I had to crawl out of the grave I dug for myself, so I created Evergreen Industries with the hope of doing some good in the world, no matter how miniscule.
I reinvented myself as the heir to an old fortune, buried my past life, and tried to move on.
Fucking random women who are enthusiastic about their desire to sleep with a millionaire has largely kept the guilt from consuming me, but when I lay down at night, screams echo in my head.
One of the last times Wes contacted me, he sent me a link that I should have ignored.
I didn't, though, and I had to watch as he tormented a young woman to prepare her for an auction. It’s her face that has tormented me for years, when I let myself sink too low.
A year later, he reached out again, asking for me to help find someone for him.
I’d agreed, only because he’d sworn to never reach out to me again.
That video hadn't been as vile, but it's the one that's kept me from sleep the most. It's the numbers on the side of the screen, the bids for more money than I even have in my checking account, the comments of what heinous things the bidders wanted to do with her.

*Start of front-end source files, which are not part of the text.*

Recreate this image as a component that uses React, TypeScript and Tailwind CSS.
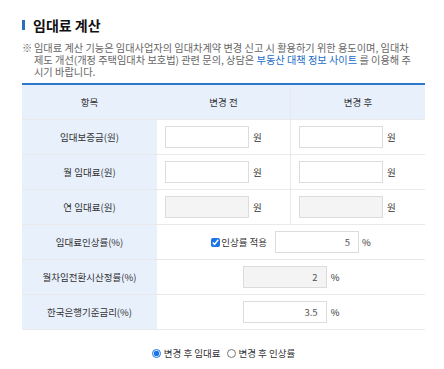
import React from "react";

const font = { fontFamily: '"Noto Sans CJK KR", "Noto Sans", sans-serif' };

function Inp({ value = "", gray = false, w = "w-[84px]" }: { value?: string; gray?: boolean; w?: string }) {
  return (
    <input
      readOnly
      value={value}
      className={`${w} h-[22px] border border-[#dcdcdc] ${gray ? "bg-[#f4f4f4]" : "bg-white"} text-right pr-[8px] text-[9.5px] text-[#555] outline-none`}
    />
  );
}

function LabelCell({ children }: { children: React.ReactNode }) {
  return (
    <div className="h-[35px] bg-[#e8f0fc] flex items-center justify-center text-[9.5px] text-[#333] border-b border-[#e9e9e9]">
      {children}
    </div>
  );
}

function WonCell({ gray = false, border = false }: { gray?: boolean; border?: boolean }) {
  return (
    <div className={`h-[35px] flex items-center pl-[8px] gap-[4px] border-b border-[#e9e9e9] ${border ? "border-r border-r-[#e9e9e9]" : ""}`}>
      <Inp gray={gray} />
      <span className="text-[9.5px] text-[#333]">원</span>
    </div>
  );
}

export default function App() {
  return (
    <div className="w-[444px] h-[369px] bg-white pl-[22px] pt-[17px]" style={font}>
      <div className="w-[403px]">
        <div className="flex items-center gap-[8px] h-[16px]">
          <span className="w-[3px] h-[10px] bg-[#2a6fc0]" />
          <h1 className="text-[14px] font-bold text-[#111] leading-none">임대료 계산</h1>
        </div>
        <div className="mt-[9px] flex text-[10.2px] leading-[12px] text-[#666] whitespace-nowrap">
          <span className="w-[12px] shrink-0">※</span>
          <p>
            임대료 계산 기능은 임대사업자의 임대차계약 변경 신고 시 활용하기 위한 용도이며, 임대차
            <br />
            제도 개선(개정 주택임대차 보호법) 관련 문의, 상담은 <span className="text-[#1a6cc8]">부동산 대책 정보 사이트</span> 를 이용해 주
            <br />
            시기 바랍니다.
          </p>
        </div>
        <div className="mt-[5px] border-t-2 border-[#2b78cc] grid grid-cols-[135px_134px_134px]">
          <LabelCell>항목</LabelCell>
          <div className="h-[35px] bg-[#e8f0fc] flex items-center justify-center text-[9.5px] text-[#333] border-b border-r border-[#e9e9e9]">변경 전</div>
          <div className="h-[35px] bg-[#e8f0fc] flex items-center justify-center text-[9.5px] text-[#333] border-b border-[#e9e9e9]">변경 후</div>

          <LabelCell>임대보증금(원)</LabelCell>
          <WonCell border />
          <WonCell />

          <LabelCell>월 임대료(원)</LabelCell>
          <WonCell border />
          <WonCell />

          <LabelCell>연 임대료(원)</LabelCell>
          <WonCell gray border />
          <WonCell gray />

          <LabelCell>임대료인상률(%)</LabelCell>
          <div className="col-span-2 h-[35px] flex items-center justify-center border-b border-[#e9e9e9]">
            <label className="flex items-center text-[9.5px] text-[#333]">
              <input type="checkbox" defaultChecked className="w-[9px] h-[9px] m-0 accent-[#1a73e8]" />
              <span className="ml-[1px]">인상률 적용</span>
            </label>
            <div className="ml-[8px] flex items-center gap-[3px]">
              <Inp value="5" />
              <span className="text-[9.5px] text-[#333]">%</span>
            </div>
          </div>

          <LabelCell>월차임전환시산정률(%)</LabelCell>
          <div className="col-span-2 h-[35px] flex items-center justify-center gap-[4px] border-b border-[#e9e9e9]">
            <Inp value="2" gray />
            <span className="text-[9.5px] text-[#333]">%</span>
          </div>

          <LabelCell>한국은행기준금리(%)</LabelCell>
          <div className="col-span-2 h-[35px] flex items-center justify-center gap-[4px] border-b border-[#e9e9e9]">
            <Inp value="3.5" />
            <span className="text-[9.5px] text-[#333]">%</span>
          </div>
        </div>
        <div className="mt-[16px] flex items-center justify-center text-[9.5px] text-[#333]">
          <label className="flex items-center">
            <input type="radio" name="r" defaultChecked className="w-[9px] h-[9px] m-0 accent-[#1a73e8]" />
            <span className="ml-[3px]">변경 후 임대료</span>
          </label>
          <label className="flex items-center ml-[6px]">
            <input type="radio" name="r" className="w-[9px] h-[9px] m-0 accent-[#1a73e8]" />
            <span className="ml-[3px]">변경 후 인상률</span>
          </label>
        </div>
      </div>
    </div>
  );
}
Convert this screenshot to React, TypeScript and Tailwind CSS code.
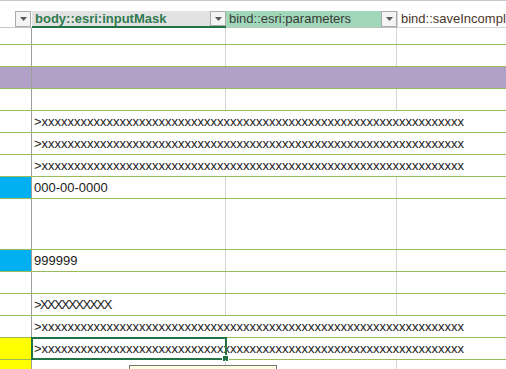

I thought that was bad, but this is worse.
And I just made Soren watch it happen.
The regret is immediate, almost as consuming as the guilt.
She's stock still, a hand pressed against her mouth like that will help fight back any vomit that may fight to get out of her. But she hasn't eaten today, so there won't be anything to throw up.
I swipe my arm into the table, knocking it over and sending my laptop crashing to the floor where it busts, shattering like Soren’s entire world just did.
It does nothing to assuage the anger, but I need to reign it in.
I need to stay composed for her. I drop down to my knees before Soren, who still sits in the chair, staring at the spot the computer was a moment before.
She didn't even flinch at my outburst, and she doesn't move when I reach for her hand, giving it a gentle squeeze.
"Ren,” I swallow past the dry feeling like gravel in my throat. “I'm sorry, baby. I-I’m sorry I made you watch that."
She's quiet and still, pale as a ghost.
"I know that I just ruined the idea of the man you loved.
" The words feel like a knife between my ribs, but I know they're true.
She loved someone before me. She may never love me, and who could blame her?
"But you needed to know that you weren't married to the man of your dreams. You were sleeping next to a monster. "
She just shakes her head a little, looking dazed. She opens her mouth, but her voice cracks before anything comes out, choking on whatever argument she was going to make.
Soren coughs, but it sets off a larger problem, making her cough harder until she's gasping, struggling to take a breath. I brace my hands on her shoulders, forcing her to stay still as she tries to stand, pushing against the arm rest.
"Breathe, Ren."
"I- c-can’t- ”
"Yes, you can. Focus."
She shakes her head and tries to push me away, but I force her back down. No chance am I letting her get up when she looks like she's going to pass out.
There are tears in her eyes, but when she looks at me, they don't brim over. Instead, she nods, taking a breath in through her nose as I nod.
"Good. Do it again."
She does it as immediately as I suggest it, and I weave her hair between my fingers, soothing little circles against her scalp as I pull her against me.
"Breathe with me." I tell her, taking a deep breath that she copies without further instruction.
She lets it go too soon, so I take a deeper one. This time when she mimics me she doesn't let it go ‘til I do.
We stay like that, matching breaths, holding tight to each other like we can keep one another afloat. We're both drowning, both fighting to right the wreckage of our lives. And I think we can do it with each other.
Because when I hold her, all that pain is gone.